People shop at a Los Angeles retail outlet on Jan. 28, 2022.
FREDERIC J. BROWN | AFP | Getty Images
High inflation overshadowed a big increase in wages over the past year, amounting to a nearly 2% smaller paycheck for the average worker, according to federal data published Thursday.
Employers have raised wages at about the fastest rate in 15 years, as they compete for talent amid record job openings and quit levels. But consumer prices for goods and services are rising at their fastest annual pace in four decades, eroding those gains for many Americans.
As a result, “real” hourly wages (earnings minus inflation) fell by 1.7%, to $11.22 from $11.41, in the 12 months through January 2022, the U.S. Department of Labor said Thursday.
Net weekly earnings fell more over the same period — by 3.1%, to $387.06 from $399.52 — after accounting for a shorter workweek, likely due to pandemic-related impacts on worker schedules.
“The price pressures on households just don’t end,” according to Greg McBride, the chief financial analyst at Bankrate.
However, substantial pay boosts in some industries, like leisure and hospitality, means some workers still came out ahead.
And data suggests the trend may be reversing — the average worker saw their pay outpace inflation by 0.1% from December to January. It was the second consecutive monthly improvement in “real” earnings.
“You’re seeing it beat inflation, just barely,” said Elise Gould, a senior economist at the Economic Policy Institute, a left-leaning think tank.
If that monthly trend holds, workers would start to see an increase in their purchasing power, Gould said.
However, the direction of inflation and wages in coming months is difficult to predict.
The Federal Reserve is expected to start raising interest rates in March to bring inflation to heel — though it’s unclear how aggressively Fed officials will do so. And many economists believe inflation will moderate in 2022 if supply-chain issues improve and elevated consumer demand for physical goods decreases, for example.
It’s also unlikely the current pace of wage growth will continue if the pandemic recedes and workers are drawn back into the labor pool, Gould said. That would increase the supply of workers, making it easier to hire.
Inflation and wage growth
The Consumer Price Index, a key inflation measure, jumped 7.5% in January from a year earlier, the fastest rate since February 1982, the Labor Department reported Thursday.
The index accounts for household costs across many goods and services, from alcohol to fruit, airfare, firewood, hospital services and musical instruments. On average, a consumer who paid $100 a year ago would pay $107.50 today.
Meanwhile, average hourly wages grew 5.7% in January relative to a year earlier, to $31.63, according to a separate Labor Department report, published Friday.
But inflation and pay don’t impact households equally — these are average statistics.

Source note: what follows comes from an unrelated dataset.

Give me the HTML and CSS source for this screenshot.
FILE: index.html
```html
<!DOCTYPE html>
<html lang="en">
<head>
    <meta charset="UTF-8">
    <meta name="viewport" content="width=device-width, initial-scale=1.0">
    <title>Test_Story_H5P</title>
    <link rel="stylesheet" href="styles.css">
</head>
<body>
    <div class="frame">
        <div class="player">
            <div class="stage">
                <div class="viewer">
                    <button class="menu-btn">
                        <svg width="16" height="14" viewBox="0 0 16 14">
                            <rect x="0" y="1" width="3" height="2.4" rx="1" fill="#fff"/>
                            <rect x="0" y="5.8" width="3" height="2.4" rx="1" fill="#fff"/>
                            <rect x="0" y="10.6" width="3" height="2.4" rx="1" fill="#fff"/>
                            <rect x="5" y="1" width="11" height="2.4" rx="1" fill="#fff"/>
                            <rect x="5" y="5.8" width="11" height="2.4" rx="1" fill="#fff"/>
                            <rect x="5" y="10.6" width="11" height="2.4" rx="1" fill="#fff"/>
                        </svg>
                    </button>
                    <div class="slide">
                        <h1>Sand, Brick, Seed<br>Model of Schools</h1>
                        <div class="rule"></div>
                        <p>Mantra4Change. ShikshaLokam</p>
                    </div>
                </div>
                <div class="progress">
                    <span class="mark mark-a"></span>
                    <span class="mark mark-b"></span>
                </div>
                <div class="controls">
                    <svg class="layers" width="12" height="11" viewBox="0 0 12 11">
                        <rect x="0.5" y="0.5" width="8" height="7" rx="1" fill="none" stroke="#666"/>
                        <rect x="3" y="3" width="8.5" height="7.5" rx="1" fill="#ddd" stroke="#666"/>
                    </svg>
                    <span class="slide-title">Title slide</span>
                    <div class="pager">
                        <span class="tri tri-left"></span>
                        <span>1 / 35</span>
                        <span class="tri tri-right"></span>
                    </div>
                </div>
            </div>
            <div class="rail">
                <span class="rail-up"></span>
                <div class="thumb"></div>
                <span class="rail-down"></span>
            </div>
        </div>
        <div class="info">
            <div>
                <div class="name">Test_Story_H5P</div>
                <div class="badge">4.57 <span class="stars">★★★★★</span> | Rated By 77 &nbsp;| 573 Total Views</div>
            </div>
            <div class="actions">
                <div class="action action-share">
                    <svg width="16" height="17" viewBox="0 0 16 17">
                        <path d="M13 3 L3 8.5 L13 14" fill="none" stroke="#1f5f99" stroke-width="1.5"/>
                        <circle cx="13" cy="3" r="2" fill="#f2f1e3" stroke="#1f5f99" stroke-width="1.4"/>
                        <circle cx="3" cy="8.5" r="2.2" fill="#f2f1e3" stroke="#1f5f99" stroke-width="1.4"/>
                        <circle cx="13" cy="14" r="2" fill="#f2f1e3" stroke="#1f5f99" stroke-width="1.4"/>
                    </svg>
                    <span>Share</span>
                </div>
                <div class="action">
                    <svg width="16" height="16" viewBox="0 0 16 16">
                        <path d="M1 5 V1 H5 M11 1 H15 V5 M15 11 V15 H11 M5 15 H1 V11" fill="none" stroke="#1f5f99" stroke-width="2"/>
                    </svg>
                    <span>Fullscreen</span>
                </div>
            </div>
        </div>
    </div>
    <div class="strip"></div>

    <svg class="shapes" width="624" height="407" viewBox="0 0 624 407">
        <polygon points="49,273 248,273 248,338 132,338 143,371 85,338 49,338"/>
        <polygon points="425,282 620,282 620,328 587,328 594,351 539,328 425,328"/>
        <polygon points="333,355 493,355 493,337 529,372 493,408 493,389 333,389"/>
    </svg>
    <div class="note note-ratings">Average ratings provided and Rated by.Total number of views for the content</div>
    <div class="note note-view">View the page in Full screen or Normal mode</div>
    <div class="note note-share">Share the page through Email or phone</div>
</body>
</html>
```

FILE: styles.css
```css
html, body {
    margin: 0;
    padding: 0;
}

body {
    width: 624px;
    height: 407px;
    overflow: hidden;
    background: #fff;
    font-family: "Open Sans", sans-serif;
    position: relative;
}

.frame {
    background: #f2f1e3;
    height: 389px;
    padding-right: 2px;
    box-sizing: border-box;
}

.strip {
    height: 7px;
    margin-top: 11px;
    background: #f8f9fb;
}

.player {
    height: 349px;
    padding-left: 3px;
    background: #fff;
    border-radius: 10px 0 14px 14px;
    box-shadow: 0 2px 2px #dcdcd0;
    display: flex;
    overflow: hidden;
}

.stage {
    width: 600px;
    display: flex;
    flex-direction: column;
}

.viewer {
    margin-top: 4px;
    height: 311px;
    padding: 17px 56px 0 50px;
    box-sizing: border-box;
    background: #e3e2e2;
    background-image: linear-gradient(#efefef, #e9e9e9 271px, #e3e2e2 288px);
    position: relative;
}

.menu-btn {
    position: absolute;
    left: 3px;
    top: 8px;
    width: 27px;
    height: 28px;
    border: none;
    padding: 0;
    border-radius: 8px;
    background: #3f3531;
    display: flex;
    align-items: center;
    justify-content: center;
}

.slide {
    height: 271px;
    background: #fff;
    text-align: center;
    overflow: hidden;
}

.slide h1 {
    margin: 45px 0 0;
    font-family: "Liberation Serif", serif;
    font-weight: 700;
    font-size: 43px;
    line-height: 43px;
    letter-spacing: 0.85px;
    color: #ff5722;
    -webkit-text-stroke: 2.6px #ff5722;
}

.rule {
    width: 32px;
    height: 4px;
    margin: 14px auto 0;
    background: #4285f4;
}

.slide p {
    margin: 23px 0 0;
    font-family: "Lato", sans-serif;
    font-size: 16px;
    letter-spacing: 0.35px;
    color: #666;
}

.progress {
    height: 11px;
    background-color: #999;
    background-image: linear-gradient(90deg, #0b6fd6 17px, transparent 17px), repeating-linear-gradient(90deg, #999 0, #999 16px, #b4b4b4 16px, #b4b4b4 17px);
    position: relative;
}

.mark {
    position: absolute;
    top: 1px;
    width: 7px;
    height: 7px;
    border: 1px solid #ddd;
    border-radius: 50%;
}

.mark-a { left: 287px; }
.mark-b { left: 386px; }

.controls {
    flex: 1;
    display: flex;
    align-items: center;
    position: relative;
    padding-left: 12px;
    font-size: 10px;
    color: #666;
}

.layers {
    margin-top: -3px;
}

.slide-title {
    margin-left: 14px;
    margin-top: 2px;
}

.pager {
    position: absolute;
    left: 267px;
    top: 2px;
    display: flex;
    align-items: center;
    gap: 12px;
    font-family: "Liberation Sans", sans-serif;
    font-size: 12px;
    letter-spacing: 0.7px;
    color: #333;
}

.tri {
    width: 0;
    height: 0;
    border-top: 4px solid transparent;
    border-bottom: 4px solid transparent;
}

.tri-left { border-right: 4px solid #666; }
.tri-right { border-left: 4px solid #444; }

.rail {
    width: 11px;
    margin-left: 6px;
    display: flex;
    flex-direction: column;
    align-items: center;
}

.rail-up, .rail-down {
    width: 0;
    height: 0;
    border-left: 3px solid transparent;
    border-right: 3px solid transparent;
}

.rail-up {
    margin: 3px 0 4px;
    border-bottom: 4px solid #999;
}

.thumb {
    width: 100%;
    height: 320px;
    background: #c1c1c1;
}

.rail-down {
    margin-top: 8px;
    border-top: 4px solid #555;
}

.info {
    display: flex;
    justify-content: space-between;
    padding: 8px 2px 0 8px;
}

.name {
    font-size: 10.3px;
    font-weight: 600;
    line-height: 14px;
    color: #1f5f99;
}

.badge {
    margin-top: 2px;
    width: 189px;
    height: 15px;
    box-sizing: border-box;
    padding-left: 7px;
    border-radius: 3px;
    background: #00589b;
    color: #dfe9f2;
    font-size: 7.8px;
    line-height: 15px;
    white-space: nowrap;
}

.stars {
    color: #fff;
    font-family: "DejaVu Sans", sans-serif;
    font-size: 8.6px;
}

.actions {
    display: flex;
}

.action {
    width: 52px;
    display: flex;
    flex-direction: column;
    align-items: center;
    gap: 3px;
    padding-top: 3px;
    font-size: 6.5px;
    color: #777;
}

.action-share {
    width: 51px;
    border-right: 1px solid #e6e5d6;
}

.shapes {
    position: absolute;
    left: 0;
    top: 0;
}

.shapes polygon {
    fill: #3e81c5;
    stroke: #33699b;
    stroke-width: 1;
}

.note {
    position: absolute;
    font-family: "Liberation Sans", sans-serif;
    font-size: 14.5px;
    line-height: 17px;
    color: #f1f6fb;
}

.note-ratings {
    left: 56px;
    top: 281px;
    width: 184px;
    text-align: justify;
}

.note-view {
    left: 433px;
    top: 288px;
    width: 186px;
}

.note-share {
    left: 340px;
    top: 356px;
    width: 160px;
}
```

About half of the inflation growth in the past 12 months is attributable to energy (like gasoline), vehicles (new and used cars) and “pandemic-affected services” like airfare, hotels and event admissions, according to the White House Council of Economic Advisers.
Consumers who didn’t buy such goods and services would have kept more of their paychecks intact.
Monthly growth in consumer prices have decelerated since October, suggesting a slowdown in inflation. But inflation has also become more broad-based, affecting household staples like food, utilities and housing.
“Not only have home prices jumped 20% in the past year, but now many rents are too, rising 0.5% in the past month alone,” McBride said. “Nothing squeezes household budgets more than the outsized increases we’re currently seeing on costs for shelter and rent.”
Rank-and-file workers in some industries have seen their pay growth eclipse inflation, sometimes by a wide margin.
For example, leisure and hospitality workers (those at restaurants, bars and hotels) saw average pay jump 15%, to $17.08 an hour, in the 12 months through January 2022. Earnings jumped by 9.1% among the rank-and-file in transportation and warehousing, too.
Some of the annual inflation is also due the so-called “base effects,” Gould said. This means the current rate of inflation is being judged against January 2021, when consumer prices for gasoline and other items were depressed during the pandemic — amplifying the headline figure, she said.